De personen die deel uitmaken van de organen van de stichting, en het personeel van de stichting vervullen geen functies en betrekkingen, waarvan de uitoefening ongewenst is met het oog op de handhaving van de onpartijdigheid en onafhankelijkheid van de stichting dan wel van het vertrouwen daarin.

Artikel 20.17

  • 1. Indien met toepassing van artikel 20.14 een stichting is opgericht, verstrekt Onze Minister aan de stichting subsidie overeenkomstig bij of krachtens algemene maatregel van bestuur te stellen voorschriften, voor zover dat redelijkerwijs noodzakelijk is voor een goede taakuitoefening.

  • 2. Artikel 8:36, eerste lid, van de Algemene wet bestuursrecht is niet van toepassing.

ARTIKEL III

  • 1. Tot het tijdstip waarop de stichting, bedoeld in artikel 57 van de Wet op de Ruimtelijke Ordening is opgericht, verricht de Adviseur ten behoeve van de Raad van State de in artikel 57a genoemde taak.

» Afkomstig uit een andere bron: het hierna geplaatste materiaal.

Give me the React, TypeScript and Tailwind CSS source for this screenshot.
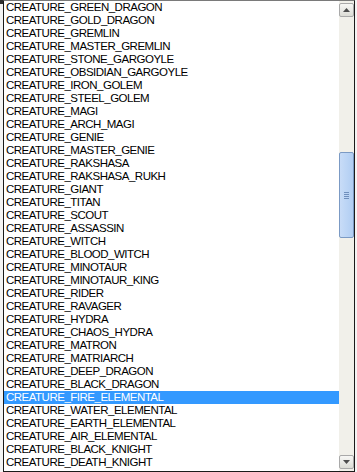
import React from 'react';

const creatures = [
  'GREEN_DRAGON',
  'GOLD_DRAGON',
  'GREMLIN',
  'MASTER_GREMLIN',
  'STONE_GARGOYLE',
  'OBSIDIAN_GARGOYLE',
  'IRON_GOLEM',
  'STEEL_GOLEM',
  'MAGI',
  'ARCH_MAGI',
  'GENIE',
  'MASTER_GENIE',
  'RAKSHASA',
  'RAKSHASA_RUKH',
  'GIANT',
  'TITAN',
  'SCOUT',
  'ASSASSIN',
  'WITCH',
  'BLOOD_WITCH',
  'MINOTAUR',
  'MINOTAUR_KING',
  'RIDER',
  'RAVAGER',
  'HYDRA',
  'CHAOS_HYDRA',
  'MATRON',
  'MATRIARCH',
  'DEEP_DRAGON',
  'BLACK_DRAGON',
  'FIRE_ELEMENTAL',
  'WATER_ELEMENTAL',
  'EARTH_ELEMENTAL',
  'AIR_ELEMENTAL',
  'BLACK_KNIGHT',
  'DEATH_KNIGHT',
];

const SELECTED = 'FIRE_ELEMENTAL';

function ArrowButton({ dir }: { dir: 'up' | 'down' }) {
  return (
    <div className="h-[14px] border border-[#a9a9a9] rounded-[2px] bg-gradient-to-b from-[#f7f7f5] to-[#dcdcd6] flex items-center justify-center">
      <svg width="7" height="4" viewBox="0 0 7 4">
        {dir === 'up' ? (
          <path d="M0 4 L3.5 0 L7 4 Z" fill="#4d4d4d" />
        ) : (
          <path d="M0 0 L7 0 L3.5 4 Z" fill="#4d4d4d" />
        )}
      </svg>
    </div>
  );
}

function Scrollbar() {
  return (
    <div className="w-[15px] flex flex-col bg-[#f1f0ea]">
      <div className="h-[2px]" />
      <ArrowButton dir="up" />
      <div className="h-[135px]" />
      {/* thumb */}
      <div className="h-[86px] border border-[#7b9ac4] rounded-[2px] bg-gradient-to-r from-[#c8dcf7] via-[#bcd5f5] to-[#b1cdf2] flex flex-col items-center justify-center gap-[1px]">
        <div className="w-[5px] h-[1px] bg-[#6f8fbd]" />
        <div className="w-[5px] h-[1px] bg-[#6f8fbd]" />
        <div className="w-[5px] h-[1px] bg-[#6f8fbd]" />
        <div className="w-[5px] h-[1px] bg-[#6f8fbd]" />
      </div>
      <div className="flex-1" />
      <ArrowButton dir="down" />
      <div className="h-[2px]" />
    </div>
  );
}

export default function App() {
  return (
    <div className="w-[357px] h-[472px] flex bg-[#f0f0f0] overflow-hidden">
      {/* left edge of the dialog */}
      <div className="w-[3px] flex flex-col">
        <div className="h-[4px] bg-[#303030]" />
        <div className="flex-1 bg-[#f4f4f4]" />
      </div>

      {/* list box */}
      <div className="flex-1 flex border-l border-r border-t border-b border-[#1a1a1a] border-t-[#7a7a7a] bg-white">
        <div className="flex-1 flex flex-col" style={{ fontFamily: '"Liberation Sans", Arial, sans-serif' }}>
          {creatures.map((name) => {
            const sel = name === SELECTED;
            return (
              <div
                key={name}
                className={
                  sel
                    ? 'h-[13px] leading-[13px] text-[11.5px] tracking-[-0.5px] pl-[2px] whitespace-nowrap bg-[#3399ff] text-white'
                    : 'h-[13px] leading-[13px] text-[11.5px] tracking-[-0.5px] pl-[2px] whitespace-nowrap text-black'
                }
              >
                CREATURE_{name}
              </div>
            );
          })}
        </div>
        <Scrollbar />
      </div>

      {/* right edge */}
      <div className="w-[2px] bg-[#f4f4f4]" />
    </div>
  );
}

  • 2. Tot het tijdstip waarop de stichting, bedoeld in artikel 20.14 van de Wet milieubeheer is opgericht, verricht de Adviseur Beroepen Milieubeheer de in artikel 20.15 genoemde taak.

ARTIKEL IV

  • 1. De adviseurs, bedoeld in artikel III, worden benoemd bij koninklijk besluit.

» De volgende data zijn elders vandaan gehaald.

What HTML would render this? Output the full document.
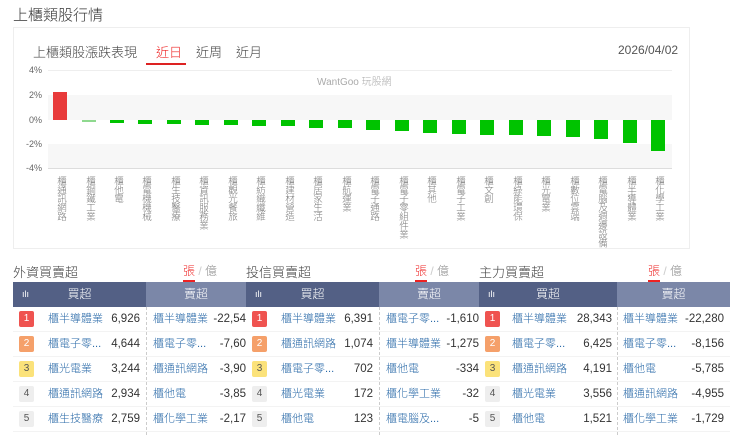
<!DOCTYPE html>
<html><head><meta charset="utf-8"><style>
*{margin:0;padding:0;box-sizing:border-box}
body{width:740px;height:440px;background:#fff;font-family:"Liberation Sans","Noto Sans CJK TC",sans-serif;position:relative;overflow:hidden;color:#333;font-weight:300}
.a{position:absolute}
.b{position:absolute;background:#00c300;width:14px}
.lbl{position:absolute;top:176px;writing-mode:vertical-rl;font-size:9.5px;line-height:10px;color:#777;letter-spacing:-0.6px}
.yl{position:absolute;left:18px;width:24px;text-align:right;font-size:9px;color:#666}
.tb{position:absolute;top:282px;height:155px}
.hd{position:absolute;top:0;height:25px;color:#fff;font-size:12px;line-height:25px;text-align:center;font-weight:300}
.row{position:absolute;height:25px;font-size:11.5px;line-height:25px;border-bottom:1px solid #f3f3f3}
.nm{color:#2a6aa8;position:absolute;font-size:11px}
.nv{position:absolute;text-align:right;color:#333;white-space:nowrap}
.rk{position:absolute;width:15px;height:16px;top:4px;font-size:10px;line-height:16px;text-align:center;border-radius:2px}
.t{position:absolute;top:262px;font-size:13px;color:#444;font-weight:300}
.u{position:absolute;top:262px;font-size:12px;color:#888}
.u b{color:#e22;font-weight:300;border-bottom:2px solid #e22;padding-bottom:2px}
</style></head><body>
<div class="a" style="left:13px;top:4px;font-size:15px;color:#333">上櫃類股行情</div>
<div class="a" style="left:13px;top:27px;width:677px;height:222px;border:1px solid #eee"></div>
<div class="a" style="left:33px;top:42px;font-size:13px;color:#444">上櫃類股漲跌表現</div>
<div class="a" style="left:156px;top:42px;font-size:13px;color:#e22">近日</div>
<div class="a" style="left:146px;top:63px;width:40px;height:2px;background:#d22"></div>
<div class="a" style="left:196px;top:42px;font-size:13px;color:#444">近周</div>
<div class="a" style="left:236px;top:42px;font-size:13px;color:#444">近月</div>
<div class="a" style="left:618px;top:43px;font-size:12px;color:#555">2026/04/02</div>
<div class="a" style="left:48px;top:70px;width:624px;height:1px;background:#eee"></div>
<div class="a" style="left:48px;top:95px;width:624px;height:25px;background:#f7f7f7"></div>
<div class="a" style="left:48px;top:144px;width:624px;height:24px;background:#f7f7f7"></div>
<div class="a" style="left:48px;top:168px;width:624px;height:1px;background:#ddd"></div>
<div class="a" style="left:317px;top:73px;font-size:10px;color:#aaa">WantGoo 玩股網</div>
<div class="yl" style="top:65px">4%</div>
<div class="yl" style="top:90px">2%</div>
<div class="yl" style="top:115px">0%</div>
<div class="yl" style="top:139px">-2%</div>
<div class="yl" style="top:163px">-4%</div>
<div class="b" style="left:53px;top:92px;height:28px;background:#e83a3a"></div>
<div class="b" style="left:82px;top:120px;height:1.5px;background:#8fd98f"></div>
<div class="b" style="left:110px;top:120px;height:3px"></div>
<div class="b" style="left:138px;top:120px;height:4px"></div>
<div class="b" style="left:167px;top:120px;height:4px"></div>
<div class="b" style="left:195px;top:120px;height:4.5px"></div>
<div class="b" style="left:224px;top:120px;height:5px"></div>
<div class="b" style="left:252px;top:120px;height:6px"></div>
<div class="b" style="left:281px;top:120px;height:6px"></div>
<div class="b" style="left:309px;top:120px;height:7.5px"></div>
<div class="b" style="left:338px;top:120px;height:8px"></div>
<div class="b" style="left:366px;top:120px;height:10px"></div>
<div class="b" style="left:395px;top:120px;height:11px"></div>
<div class="b" style="left:423px;top:120px;height:13px"></div>
<div class="b" style="left:452px;top:120px;height:13.5px"></div>
<div class="b" style="left:480px;top:120px;height:15px"></div>
<div class="b" style="left:509px;top:120px;height:15px"></div>
<div class="b" style="left:537px;top:120px;height:15.5px"></div>
<div class="b" style="left:566px;top:120px;height:17px"></div>
<div class="b" style="left:594px;top:120px;height:19px"></div>
<div class="b" style="left:623px;top:120px;height:23px"></div>
<div class="b" style="left:651px;top:120px;height:31px"></div>
<div class="lbl" style="left:55px">櫃通訊網路</div>
<div class="lbl" style="left:84px">櫃鋼鐵工業</div>
<div class="lbl" style="left:112px">櫃他電</div>
<div class="lbl" style="left:140px">櫃電機機械</div>
<div class="lbl" style="left:169px">櫃生技醫療</div>
<div class="lbl" style="left:197px">櫃資訊服務業</div>
<div class="lbl" style="left:226px">櫃觀光餐旅</div>
<div class="lbl" style="left:254px">櫃紡織纖維</div>
<div class="lbl" style="left:283px">櫃建材營造</div>
<div class="lbl" style="left:311px">櫃居家生活</div>
<div class="lbl" style="left:340px">櫃航運業</div>
<div class="lbl" style="left:368px">櫃電子通路</div>
<div class="lbl" style="left:397px">櫃電子零組件業</div>
<div class="lbl" style="left:425px">櫃其他</div>
<div class="lbl" style="left:454px">櫃電子工業</div>
<div class="lbl" style="left:482px">櫃文創</div>
<div class="lbl" style="left:511px">櫃綠能環保</div>
<div class="lbl" style="left:539px">櫃光電業</div>
<div class="lbl" style="left:568px">櫃數位雲端</div>
<div class="lbl" style="left:596px">櫃電腦及週邊設備</div>
<div class="lbl" style="left:625px">櫃半導體業</div>
<div class="lbl" style="left:653px">櫃化學工業</div>

<div class="t" style="left:13px">外資買賣超</div>
<div class="u" style="left:183px"><b>張</b> <span style="color:#ccc">/</span> 億</div>
<div class="t" style="left:246px">投信買賣超</div>
<div class="u" style="left:415px"><b>張</b> <span style="color:#ccc">/</span> 億</div>
<div class="t" style="left:479px">主力買賣超</div>
<div class="u" style="left:648px"><b>張</b> <span style="color:#ccc">/</span> 億</div>

<!-- table 1 -->
<div class="tb" style="left:13px;width:233px">
<div class="hd" style="left:0;width:133px;background:#536085"><span style="position:absolute;left:9px;font-size:9px">ılı</span>買超</div>
<div class="hd" style="left:133px;width:100px;background:#7b87a8">賣超</div>
<div class="a" style="left:133px;top:25px;width:0;height:128px;border-left:1px dashed #ccc"></div>
<div class="row" style="top:25px;width:233px"><div class="rk" style="left:6px;background:#ef5350;color:#fff">1</div><span class="nm" style="left:35px">櫃半導體業</span><span class="nv" style="left:90px;width:37px">6,926</span><span class="nm" style="left:140px">櫃半導體業</span><span class="nv" style="left:190px;width:43px;overflow:hidden">-22,54</span></div>
<div class="row" style="top:50px;width:233px"><div class="rk" style="left:6px;background:#f5a06a;color:#fff">2</div><span class="nm" style="left:35px">櫃電子零...</span><span class="nv" style="left:90px;width:37px">4,644</span><span class="nm" style="left:140px">櫃電子零...</span><span class="nv" style="left:190px;width:43px;overflow:hidden">-7,60</span></div>
<div class="row" style="top:75px;width:233px"><div class="rk" style="left:6px;background:#fbe27a;color:#555">3</div><span class="nm" style="left:35px">櫃光電業</span><span class="nv" style="left:90px;width:37px">3,244</span><span class="nm" style="left:140px">櫃通訊網路</span><span class="nv" style="left:190px;width:43px;overflow:hidden">-3,90</span></div>
<div class="row" style="top:100px;width:233px"><div class="rk" style="left:6px;background:#eee;color:#555">4</div><span class="nm" style="left:35px">櫃通訊網路</span><span class="nv" style="left:90px;width:37px">2,934</span><span class="nm" style="left:140px">櫃他電</span><span class="nv" style="left:190px;width:43px;overflow:hidden">-3,85</span></div>
<div class="row" style="top:125px;width:233px"><div class="rk" style="left:6px;background:#eee;color:#555">5</div><span class="nm" style="left:35px">櫃生技醫療</span><span class="nv" style="left:90px;width:37px">2,759</span><span class="nm" style="left:140px">櫃化學工業</span><span class="nv" style="left:190px;width:43px;overflow:hidden">-2,17</span></div>
</div>
<!-- table 2 -->
<div class="tb" style="left:246px;width:233px">
<div class="hd" style="left:0;width:133px;background:#536085"><span style="position:absolute;left:9px;font-size:9px">ılı</span>買超</div>
<div class="hd" style="left:133px;width:100px;background:#7b87a8">賣超</div>
<div class="a" style="left:133px;top:25px;width:0;height:128px;border-left:1px dashed #ccc"></div>
<div class="row" style="top:25px;width:233px"><div class="rk" style="left:6px;background:#ef5350;color:#fff">1</div><span class="nm" style="left:35px">櫃半導體業</span><span class="nv" style="left:90px;width:37px">6,391</span><span class="nm" style="left:140px">櫃電子零...</span><span class="nv" style="left:190px;width:43px;overflow:hidden">-1,610</span></div>
<div class="row" style="top:50px;width:233px"><div class="rk" style="left:6px;background:#f5a06a;color:#fff">2</div><span class="nm" style="left:35px">櫃通訊網路</span><span class="nv" style="left:90px;width:37px">1,074</span><span class="nm" style="left:140px">櫃半導體業</span><span class="nv" style="left:190px;width:43px;overflow:hidden">-1,275</span></div>
<div class="row" style="top:75px;width:233px"><div class="rk" style="left:6px;background:#fbe27a;color:#555">3</div><span class="nm" style="left:35px">櫃電子零...</span><span class="nv" style="left:90px;width:37px">702</span><span class="nm" style="left:140px">櫃他電</span><span class="nv" style="left:190px;width:43px;overflow:hidden">-334</span></div>
<div class="row" style="top:100px;width:233px"><div class="rk" style="left:6px;background:#eee;color:#555">4</div><span class="nm" style="left:35px">櫃光電業</span><span class="nv" style="left:90px;width:37px">172</span><span class="nm" style="left:140px">櫃化學工業</span><span class="nv" style="left:190px;width:43px;overflow:hidden">-32</span></div>
<div class="row" style="top:125px;width:233px"><div class="rk" style="left:6px;background:#eee;color:#555">5</div><span class="nm" style="left:35px">櫃他電</span><span class="nv" style="left:90px;width:37px">123</span><span class="nm" style="left:140px">櫃電腦及...</span><span class="nv" style="left:190px;width:43px;overflow:hidden">-5</span></div>
</div>
<!-- table 3 -->
<div class="tb" style="left:479px;width:251px">
<div class="hd" style="left:0;width:138px;background:#536085"><span style="position:absolute;left:9px;font-size:9px">ılı</span>買超</div>
<div class="hd" style="left:138px;width:113px;background:#7b87a8">賣超</div>
<div class="a" style="left:138px;top:25px;width:0;height:128px;border-left:1px dashed #ccc"></div>
<div class="row" style="top:25px;width:251px"><div class="rk" style="left:6px;background:#ef5350;color:#fff">1</div><span class="nm" style="left:33px">櫃半導體業</span><span class="nv" style="left:90px;width:43px">28,343</span><span class="nm" style="left:144px">櫃半導體業</span><span class="nv" style="left:190px;width:55px">-22,280</span></div>
<div class="row" style="top:50px;width:251px"><div class="rk" style="left:6px;background:#f5a06a;color:#fff">2</div><span class="nm" style="left:33px">櫃電子零...</span><span class="nv" style="left:90px;width:43px">6,425</span><span class="nm" style="left:144px">櫃電子零...</span><span class="nv" style="left:190px;width:55px">-8,156</span></div>
<div class="row" style="top:75px;width:251px"><div class="rk" style="left:6px;background:#fbe27a;color:#555">3</div><span class="nm" style="left:33px">櫃通訊網路</span><span class="nv" style="left:90px;width:43px">4,191</span><span class="nm" style="left:144px">櫃他電</span><span class="nv" style="left:190px;width:55px">-5,785</span></div>
<div class="row" style="top:100px;width:251px"><div class="rk" style="left:6px;background:#eee;color:#555">4</div><span class="nm" style="left:33px">櫃光電業</span><span class="nv" style="left:90px;width:43px">3,556</span><span class="nm" style="left:144px">櫃通訊網路</span><span class="nv" style="left:190px;width:55px">-4,955</span></div>
<div class="row" style="top:125px;width:251px"><div class="rk" style="left:6px;background:#eee;color:#555">5</div><span class="nm" style="left:33px">櫃他電</span><span class="nv" style="left:90px;width:43px">1,521</span><span class="nm" style="left:144px">櫃化學工業</span><span class="nv" style="left:190px;width:55px">-1,729</span></div>
</div>
</body></html>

  • 2. Zij verrichten hun werkzaamheden onpartijdig en onafhankelijk.

  • 3. Te hunner ondersteuning beschikken zij ieder over een bureau.

  • 4. Onze Minister van Volkshuisvesting, Ruimtelijke Ordening en Milieubeheer verschaft de noodzakelijke huisvesting en financiële ondersteuning.

  • 5. De adviseurs en de personen die behoren tot hun bureau vervullen geen functies en betrekkingen waarvan de uitoefening ongewenst is met het oog op de handhaving van de onpartijdigheid en onafhankelijkheid van de adviseurs of van het vertrouwen daarin.

ARTIKEL V

Bij of krachtens algemene maatregel van bestuur kunnen nadere regels worden gesteld met betrekking tot de uitvoering van de artikelen III en IV.

ARTIKEL VI

Deze wet treedt in werking op een bij koninklijk besluit te bepalen tijdstip.

Lasten en bevelen dat deze in het Staatsblad zal worden geplaatst en dat alle ministeries, autoriteiten, colleges en ambtenaren wie zulks aangaat, aan de nauwkeurige uitvoering de hand zullen houden.

histnoot

Gegeven te 's-Gravenhage, 26 april 1995

Beatrix

De Minister van Volkshuisvesting, Ruimtelijke Ordening en Milieubeheer,

Margaretha de Boer

Uitgegeven de drieëntwintigste mei 1995

De Minister van Justitie,

W. Sorgdrager


XNoot
1

Stb. 1985, 626, laatstelijk gewijzigd bij de wet van 26 april 1995, Stb. 250.

XNoot
2

Stb. 1994, 766.

XNoot
3

Stb. 1994, 80, laatstelijk gewijzigd bij de wet van 26 april 1995, Stb. 250.

XHistnoot

Zie voor de behandeling in de Staten-Generaal:

Kamerstukken II 1993/94, 1994/95, 23 770.

Handelingen II 1994/95, 3765.

Kamerstukken I 1994/95, 23 770 (246).

Handelingen I 1994/95, zie vergadering d.d. 25 april 1995.